→ **WHAT TO PRODUCE**
Exactly the lines from the one containing "Write the React" through the one containing "import React from 'react';" are to be returned, please, without any pictures.

→ **TASK INPUT**
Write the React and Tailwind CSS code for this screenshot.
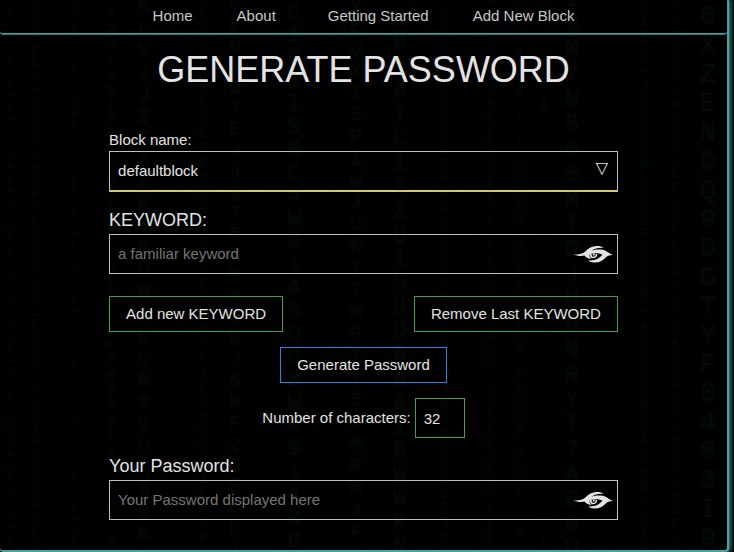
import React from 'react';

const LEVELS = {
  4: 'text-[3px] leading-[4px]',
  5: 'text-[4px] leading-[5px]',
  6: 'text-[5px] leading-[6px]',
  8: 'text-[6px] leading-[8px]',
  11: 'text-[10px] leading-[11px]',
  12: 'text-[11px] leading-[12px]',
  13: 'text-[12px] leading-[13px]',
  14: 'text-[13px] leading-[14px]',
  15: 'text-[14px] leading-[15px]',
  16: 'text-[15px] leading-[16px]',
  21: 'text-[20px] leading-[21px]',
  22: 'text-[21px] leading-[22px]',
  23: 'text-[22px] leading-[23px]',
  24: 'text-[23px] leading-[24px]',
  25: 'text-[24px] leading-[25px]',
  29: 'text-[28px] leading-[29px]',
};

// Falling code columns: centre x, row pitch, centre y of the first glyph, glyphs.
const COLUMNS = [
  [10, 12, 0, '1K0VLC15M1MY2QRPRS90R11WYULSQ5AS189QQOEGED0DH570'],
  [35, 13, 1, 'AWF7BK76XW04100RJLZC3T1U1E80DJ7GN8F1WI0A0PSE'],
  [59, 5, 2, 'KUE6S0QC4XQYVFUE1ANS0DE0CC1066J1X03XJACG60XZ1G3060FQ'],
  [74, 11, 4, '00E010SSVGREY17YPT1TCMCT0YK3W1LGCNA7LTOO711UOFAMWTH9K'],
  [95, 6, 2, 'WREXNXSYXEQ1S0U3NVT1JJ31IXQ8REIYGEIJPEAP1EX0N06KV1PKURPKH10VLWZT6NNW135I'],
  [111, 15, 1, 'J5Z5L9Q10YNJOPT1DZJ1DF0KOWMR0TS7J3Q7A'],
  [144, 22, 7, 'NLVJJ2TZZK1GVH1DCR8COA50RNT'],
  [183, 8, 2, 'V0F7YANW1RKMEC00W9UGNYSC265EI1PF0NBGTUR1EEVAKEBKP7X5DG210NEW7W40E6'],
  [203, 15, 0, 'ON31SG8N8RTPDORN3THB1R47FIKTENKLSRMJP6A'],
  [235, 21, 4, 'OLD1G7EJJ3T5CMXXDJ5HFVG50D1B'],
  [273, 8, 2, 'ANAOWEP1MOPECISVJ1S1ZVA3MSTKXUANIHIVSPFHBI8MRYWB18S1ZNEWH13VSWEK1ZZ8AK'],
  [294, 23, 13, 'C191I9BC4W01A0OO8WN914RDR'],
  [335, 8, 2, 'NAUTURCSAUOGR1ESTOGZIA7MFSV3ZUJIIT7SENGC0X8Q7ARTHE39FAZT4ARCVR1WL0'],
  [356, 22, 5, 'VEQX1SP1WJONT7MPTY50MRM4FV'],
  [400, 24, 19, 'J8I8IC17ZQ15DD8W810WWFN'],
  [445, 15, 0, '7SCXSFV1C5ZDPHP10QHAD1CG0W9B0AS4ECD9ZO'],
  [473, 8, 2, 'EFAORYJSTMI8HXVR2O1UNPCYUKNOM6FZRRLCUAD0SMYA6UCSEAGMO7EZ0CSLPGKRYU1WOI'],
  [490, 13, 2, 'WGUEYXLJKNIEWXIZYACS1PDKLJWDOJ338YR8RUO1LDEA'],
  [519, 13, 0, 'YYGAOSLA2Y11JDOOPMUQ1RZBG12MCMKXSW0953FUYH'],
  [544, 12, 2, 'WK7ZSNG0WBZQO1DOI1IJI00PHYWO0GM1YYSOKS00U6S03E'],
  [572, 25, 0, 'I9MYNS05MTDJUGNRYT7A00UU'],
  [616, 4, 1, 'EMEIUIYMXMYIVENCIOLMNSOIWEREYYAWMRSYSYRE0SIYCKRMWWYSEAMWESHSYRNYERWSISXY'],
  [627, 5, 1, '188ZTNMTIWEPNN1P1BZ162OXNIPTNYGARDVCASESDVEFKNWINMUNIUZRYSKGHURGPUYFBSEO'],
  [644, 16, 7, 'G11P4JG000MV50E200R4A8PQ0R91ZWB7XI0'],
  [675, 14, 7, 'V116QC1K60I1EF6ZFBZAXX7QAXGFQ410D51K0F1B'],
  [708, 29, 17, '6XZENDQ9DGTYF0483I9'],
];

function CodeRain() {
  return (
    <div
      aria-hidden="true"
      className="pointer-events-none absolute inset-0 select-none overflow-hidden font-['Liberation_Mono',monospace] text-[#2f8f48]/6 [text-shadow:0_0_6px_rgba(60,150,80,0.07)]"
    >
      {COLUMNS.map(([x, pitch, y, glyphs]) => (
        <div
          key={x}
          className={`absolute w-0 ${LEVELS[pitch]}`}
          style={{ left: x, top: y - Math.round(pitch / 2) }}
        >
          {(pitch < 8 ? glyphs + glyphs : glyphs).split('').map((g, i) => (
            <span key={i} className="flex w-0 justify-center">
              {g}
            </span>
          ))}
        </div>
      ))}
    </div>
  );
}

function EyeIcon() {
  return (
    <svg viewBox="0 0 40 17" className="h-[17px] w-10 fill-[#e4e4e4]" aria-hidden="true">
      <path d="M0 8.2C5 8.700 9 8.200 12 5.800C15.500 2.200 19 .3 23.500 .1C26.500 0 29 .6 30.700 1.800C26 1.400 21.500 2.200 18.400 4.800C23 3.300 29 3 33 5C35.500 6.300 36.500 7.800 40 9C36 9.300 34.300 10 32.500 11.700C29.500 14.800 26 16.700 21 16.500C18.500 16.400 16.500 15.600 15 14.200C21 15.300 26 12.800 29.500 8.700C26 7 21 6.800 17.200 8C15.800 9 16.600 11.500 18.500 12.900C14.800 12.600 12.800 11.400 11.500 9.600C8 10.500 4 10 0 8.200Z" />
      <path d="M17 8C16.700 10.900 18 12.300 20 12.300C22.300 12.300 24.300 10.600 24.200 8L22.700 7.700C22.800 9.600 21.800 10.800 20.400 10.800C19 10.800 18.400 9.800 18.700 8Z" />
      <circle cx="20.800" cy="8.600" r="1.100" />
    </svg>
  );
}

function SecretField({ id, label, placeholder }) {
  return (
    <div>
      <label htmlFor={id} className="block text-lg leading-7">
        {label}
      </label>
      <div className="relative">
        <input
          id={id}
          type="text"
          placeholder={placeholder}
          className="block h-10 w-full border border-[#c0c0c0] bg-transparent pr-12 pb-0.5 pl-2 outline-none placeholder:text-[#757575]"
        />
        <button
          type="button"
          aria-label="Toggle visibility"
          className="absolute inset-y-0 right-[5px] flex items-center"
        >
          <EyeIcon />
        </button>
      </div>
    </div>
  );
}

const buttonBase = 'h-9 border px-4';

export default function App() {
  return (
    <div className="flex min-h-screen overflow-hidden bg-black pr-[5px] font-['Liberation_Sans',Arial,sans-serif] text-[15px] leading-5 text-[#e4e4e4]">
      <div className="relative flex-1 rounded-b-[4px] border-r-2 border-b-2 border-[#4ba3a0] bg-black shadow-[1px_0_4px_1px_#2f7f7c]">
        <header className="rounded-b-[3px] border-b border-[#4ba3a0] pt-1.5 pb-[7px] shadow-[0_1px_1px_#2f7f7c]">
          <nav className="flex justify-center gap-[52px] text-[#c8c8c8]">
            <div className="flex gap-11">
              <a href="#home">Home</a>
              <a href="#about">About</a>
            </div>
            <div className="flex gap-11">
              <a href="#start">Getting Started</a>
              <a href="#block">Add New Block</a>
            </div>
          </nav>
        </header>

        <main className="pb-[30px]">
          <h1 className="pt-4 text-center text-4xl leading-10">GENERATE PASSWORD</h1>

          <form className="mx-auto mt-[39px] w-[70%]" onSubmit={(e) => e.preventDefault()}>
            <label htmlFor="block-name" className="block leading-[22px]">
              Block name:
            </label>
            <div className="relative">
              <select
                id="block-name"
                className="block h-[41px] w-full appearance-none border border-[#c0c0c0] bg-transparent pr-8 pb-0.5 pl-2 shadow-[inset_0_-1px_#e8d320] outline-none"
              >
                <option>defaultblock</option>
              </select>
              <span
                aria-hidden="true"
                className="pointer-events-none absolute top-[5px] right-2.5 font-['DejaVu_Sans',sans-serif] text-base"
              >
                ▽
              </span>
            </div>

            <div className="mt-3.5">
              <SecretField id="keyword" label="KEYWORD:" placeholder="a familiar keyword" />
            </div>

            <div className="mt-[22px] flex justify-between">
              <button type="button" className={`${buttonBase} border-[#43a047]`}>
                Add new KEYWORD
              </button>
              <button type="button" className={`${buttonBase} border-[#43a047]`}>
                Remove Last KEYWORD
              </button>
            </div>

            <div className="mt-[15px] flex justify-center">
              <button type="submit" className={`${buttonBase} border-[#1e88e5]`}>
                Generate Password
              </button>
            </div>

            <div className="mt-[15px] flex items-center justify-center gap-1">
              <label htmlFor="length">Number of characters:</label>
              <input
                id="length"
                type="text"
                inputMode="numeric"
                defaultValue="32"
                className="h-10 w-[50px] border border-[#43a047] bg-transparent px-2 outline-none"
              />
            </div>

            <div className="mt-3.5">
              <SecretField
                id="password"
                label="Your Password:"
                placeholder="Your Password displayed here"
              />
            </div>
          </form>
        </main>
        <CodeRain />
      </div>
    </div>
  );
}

* * *

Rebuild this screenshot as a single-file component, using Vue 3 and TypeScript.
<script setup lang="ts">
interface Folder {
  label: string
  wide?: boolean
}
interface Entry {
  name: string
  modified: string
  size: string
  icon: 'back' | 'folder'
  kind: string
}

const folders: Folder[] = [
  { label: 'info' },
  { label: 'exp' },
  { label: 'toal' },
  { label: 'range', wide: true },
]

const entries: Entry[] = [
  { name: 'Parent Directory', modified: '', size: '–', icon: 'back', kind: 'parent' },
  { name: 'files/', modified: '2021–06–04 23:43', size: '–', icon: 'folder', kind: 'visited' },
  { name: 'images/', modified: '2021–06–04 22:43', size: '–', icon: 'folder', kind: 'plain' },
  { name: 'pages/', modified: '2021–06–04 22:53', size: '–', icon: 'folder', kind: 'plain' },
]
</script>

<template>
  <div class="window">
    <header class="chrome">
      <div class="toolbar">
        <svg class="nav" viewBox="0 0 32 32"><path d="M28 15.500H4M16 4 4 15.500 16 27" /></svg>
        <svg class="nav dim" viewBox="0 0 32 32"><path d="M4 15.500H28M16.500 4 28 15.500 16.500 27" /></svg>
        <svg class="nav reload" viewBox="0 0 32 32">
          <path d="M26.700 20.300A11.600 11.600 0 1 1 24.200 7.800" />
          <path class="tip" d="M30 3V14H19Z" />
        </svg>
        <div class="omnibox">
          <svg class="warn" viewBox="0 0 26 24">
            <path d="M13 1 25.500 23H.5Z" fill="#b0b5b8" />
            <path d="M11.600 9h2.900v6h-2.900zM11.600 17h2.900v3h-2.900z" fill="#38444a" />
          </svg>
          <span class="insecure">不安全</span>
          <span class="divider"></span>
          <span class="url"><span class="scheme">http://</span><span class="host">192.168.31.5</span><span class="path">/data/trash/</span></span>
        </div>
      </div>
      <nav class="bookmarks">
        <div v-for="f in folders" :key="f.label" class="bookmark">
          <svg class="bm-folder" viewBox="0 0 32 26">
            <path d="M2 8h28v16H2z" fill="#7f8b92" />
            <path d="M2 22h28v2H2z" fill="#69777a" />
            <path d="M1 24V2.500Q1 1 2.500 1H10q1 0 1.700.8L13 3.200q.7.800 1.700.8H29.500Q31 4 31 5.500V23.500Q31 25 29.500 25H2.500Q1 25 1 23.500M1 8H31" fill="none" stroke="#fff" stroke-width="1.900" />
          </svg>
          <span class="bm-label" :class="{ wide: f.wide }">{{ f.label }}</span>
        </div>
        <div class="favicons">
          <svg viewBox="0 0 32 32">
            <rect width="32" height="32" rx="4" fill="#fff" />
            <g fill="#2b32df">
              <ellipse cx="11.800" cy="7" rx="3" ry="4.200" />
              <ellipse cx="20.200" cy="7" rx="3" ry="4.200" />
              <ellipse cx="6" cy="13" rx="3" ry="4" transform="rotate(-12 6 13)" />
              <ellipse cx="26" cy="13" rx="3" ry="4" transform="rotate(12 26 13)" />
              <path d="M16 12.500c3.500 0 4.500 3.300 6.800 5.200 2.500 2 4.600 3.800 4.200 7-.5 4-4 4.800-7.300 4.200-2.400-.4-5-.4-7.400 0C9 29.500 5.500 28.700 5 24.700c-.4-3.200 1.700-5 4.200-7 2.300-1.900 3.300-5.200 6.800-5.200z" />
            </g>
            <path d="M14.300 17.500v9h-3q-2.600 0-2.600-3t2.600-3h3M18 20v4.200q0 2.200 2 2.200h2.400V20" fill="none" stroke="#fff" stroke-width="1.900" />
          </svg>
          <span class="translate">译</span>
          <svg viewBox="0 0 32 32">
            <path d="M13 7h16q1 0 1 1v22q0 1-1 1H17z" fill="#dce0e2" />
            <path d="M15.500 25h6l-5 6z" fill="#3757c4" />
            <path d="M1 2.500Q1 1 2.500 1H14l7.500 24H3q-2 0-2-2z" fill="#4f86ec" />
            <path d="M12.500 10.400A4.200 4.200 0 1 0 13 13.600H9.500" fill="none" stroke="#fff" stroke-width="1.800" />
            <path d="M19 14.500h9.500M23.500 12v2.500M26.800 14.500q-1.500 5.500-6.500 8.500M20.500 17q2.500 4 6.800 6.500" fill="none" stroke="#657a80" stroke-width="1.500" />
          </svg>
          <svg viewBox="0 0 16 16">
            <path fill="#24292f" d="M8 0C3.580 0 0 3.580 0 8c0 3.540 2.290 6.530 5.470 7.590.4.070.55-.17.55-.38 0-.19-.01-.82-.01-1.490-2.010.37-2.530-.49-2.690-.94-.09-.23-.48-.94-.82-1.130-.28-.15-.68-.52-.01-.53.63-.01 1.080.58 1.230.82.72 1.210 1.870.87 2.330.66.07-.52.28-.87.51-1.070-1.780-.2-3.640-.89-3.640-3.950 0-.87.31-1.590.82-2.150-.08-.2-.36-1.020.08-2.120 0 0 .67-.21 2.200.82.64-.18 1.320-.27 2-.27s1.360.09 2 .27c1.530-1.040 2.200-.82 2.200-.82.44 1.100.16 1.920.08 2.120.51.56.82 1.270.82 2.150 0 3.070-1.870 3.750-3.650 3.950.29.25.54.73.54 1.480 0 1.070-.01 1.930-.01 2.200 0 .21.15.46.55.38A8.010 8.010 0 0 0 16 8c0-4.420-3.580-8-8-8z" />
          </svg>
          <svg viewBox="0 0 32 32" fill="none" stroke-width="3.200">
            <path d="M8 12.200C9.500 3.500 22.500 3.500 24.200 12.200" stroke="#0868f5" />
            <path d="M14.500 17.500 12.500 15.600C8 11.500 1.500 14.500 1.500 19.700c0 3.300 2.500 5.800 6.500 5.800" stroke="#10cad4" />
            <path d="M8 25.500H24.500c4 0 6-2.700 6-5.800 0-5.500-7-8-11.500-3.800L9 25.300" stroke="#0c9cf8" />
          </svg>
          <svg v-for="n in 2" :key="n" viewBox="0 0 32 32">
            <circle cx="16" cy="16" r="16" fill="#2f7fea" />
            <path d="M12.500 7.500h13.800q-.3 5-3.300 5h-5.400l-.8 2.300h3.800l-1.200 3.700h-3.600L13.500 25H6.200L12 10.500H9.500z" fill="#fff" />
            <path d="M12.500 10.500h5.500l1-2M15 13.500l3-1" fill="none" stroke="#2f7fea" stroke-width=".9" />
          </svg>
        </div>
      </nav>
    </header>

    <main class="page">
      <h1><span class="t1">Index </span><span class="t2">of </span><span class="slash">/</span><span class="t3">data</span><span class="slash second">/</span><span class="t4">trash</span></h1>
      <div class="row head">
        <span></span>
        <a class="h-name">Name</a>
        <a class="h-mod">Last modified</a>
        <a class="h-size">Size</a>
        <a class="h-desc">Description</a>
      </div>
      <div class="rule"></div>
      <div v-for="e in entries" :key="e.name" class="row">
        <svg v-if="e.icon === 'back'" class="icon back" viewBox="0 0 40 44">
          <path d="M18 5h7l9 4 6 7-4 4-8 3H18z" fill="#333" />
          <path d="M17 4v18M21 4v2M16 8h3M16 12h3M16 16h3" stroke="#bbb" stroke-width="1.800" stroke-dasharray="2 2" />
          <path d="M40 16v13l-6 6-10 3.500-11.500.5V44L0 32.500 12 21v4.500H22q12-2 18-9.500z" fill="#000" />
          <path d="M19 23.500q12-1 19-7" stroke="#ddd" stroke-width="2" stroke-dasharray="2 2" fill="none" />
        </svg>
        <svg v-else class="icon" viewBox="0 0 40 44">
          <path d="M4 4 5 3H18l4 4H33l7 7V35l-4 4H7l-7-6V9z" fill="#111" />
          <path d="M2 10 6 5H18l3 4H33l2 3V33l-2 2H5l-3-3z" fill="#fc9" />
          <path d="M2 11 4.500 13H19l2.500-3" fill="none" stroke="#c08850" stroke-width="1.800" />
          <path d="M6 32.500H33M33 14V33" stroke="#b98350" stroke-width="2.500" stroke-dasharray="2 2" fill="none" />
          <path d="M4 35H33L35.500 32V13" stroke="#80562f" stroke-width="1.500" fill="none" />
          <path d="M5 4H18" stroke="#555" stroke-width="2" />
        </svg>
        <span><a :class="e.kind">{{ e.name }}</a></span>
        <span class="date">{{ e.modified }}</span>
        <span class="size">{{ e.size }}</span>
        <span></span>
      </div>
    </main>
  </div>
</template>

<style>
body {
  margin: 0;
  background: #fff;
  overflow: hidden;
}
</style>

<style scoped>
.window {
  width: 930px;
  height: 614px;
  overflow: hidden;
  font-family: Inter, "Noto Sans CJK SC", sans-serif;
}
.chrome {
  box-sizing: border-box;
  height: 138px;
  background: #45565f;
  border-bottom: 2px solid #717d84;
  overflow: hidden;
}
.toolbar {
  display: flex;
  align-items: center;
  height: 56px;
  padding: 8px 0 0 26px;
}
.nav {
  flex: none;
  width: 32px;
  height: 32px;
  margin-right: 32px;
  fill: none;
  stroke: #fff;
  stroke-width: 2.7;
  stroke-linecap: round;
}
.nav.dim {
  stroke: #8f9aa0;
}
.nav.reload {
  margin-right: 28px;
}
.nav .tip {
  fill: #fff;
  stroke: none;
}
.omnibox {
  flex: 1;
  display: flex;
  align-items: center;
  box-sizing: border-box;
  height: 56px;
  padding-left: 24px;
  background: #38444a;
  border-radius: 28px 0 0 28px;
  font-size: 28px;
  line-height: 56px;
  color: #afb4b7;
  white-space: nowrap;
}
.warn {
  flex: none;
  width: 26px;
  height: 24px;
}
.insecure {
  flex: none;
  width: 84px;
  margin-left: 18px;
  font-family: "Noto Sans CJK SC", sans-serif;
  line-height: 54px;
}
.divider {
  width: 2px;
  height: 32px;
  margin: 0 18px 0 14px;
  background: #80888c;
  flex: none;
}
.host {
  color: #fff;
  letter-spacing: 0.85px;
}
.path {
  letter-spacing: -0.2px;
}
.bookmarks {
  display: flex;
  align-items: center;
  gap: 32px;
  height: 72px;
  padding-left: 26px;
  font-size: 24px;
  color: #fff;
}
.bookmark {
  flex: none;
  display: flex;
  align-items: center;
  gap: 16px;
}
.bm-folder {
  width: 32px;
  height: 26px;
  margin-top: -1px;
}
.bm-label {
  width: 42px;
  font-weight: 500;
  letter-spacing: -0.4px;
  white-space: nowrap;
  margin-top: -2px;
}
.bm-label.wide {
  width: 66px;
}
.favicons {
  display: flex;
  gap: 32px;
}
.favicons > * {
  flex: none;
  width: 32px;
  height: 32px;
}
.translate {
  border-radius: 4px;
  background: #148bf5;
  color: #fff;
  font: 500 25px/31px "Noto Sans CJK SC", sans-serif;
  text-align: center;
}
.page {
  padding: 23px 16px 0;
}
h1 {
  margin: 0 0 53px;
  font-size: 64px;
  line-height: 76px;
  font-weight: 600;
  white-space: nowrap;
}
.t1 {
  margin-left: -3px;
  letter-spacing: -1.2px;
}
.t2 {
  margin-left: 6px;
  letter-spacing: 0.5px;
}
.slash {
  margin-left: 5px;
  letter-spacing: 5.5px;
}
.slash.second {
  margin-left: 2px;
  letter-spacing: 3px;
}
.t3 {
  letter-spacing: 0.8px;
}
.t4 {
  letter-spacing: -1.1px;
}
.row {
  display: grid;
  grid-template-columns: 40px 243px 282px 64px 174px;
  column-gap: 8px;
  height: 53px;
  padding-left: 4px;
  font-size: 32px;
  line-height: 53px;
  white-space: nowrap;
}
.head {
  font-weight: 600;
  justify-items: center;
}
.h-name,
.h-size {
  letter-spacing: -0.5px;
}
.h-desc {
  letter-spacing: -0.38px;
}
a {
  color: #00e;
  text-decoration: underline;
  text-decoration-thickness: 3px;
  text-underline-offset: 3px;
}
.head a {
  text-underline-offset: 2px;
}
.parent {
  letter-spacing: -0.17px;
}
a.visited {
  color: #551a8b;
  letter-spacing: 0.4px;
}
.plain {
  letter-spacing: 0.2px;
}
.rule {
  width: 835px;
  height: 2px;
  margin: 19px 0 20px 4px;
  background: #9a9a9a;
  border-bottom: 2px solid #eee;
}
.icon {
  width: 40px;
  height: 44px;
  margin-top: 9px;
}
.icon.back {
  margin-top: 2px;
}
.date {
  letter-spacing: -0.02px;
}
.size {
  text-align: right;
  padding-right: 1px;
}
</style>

→ **CORRECT OUTPUT**
Write the React and Tailwind CSS code for this screenshot.
import React from 'react';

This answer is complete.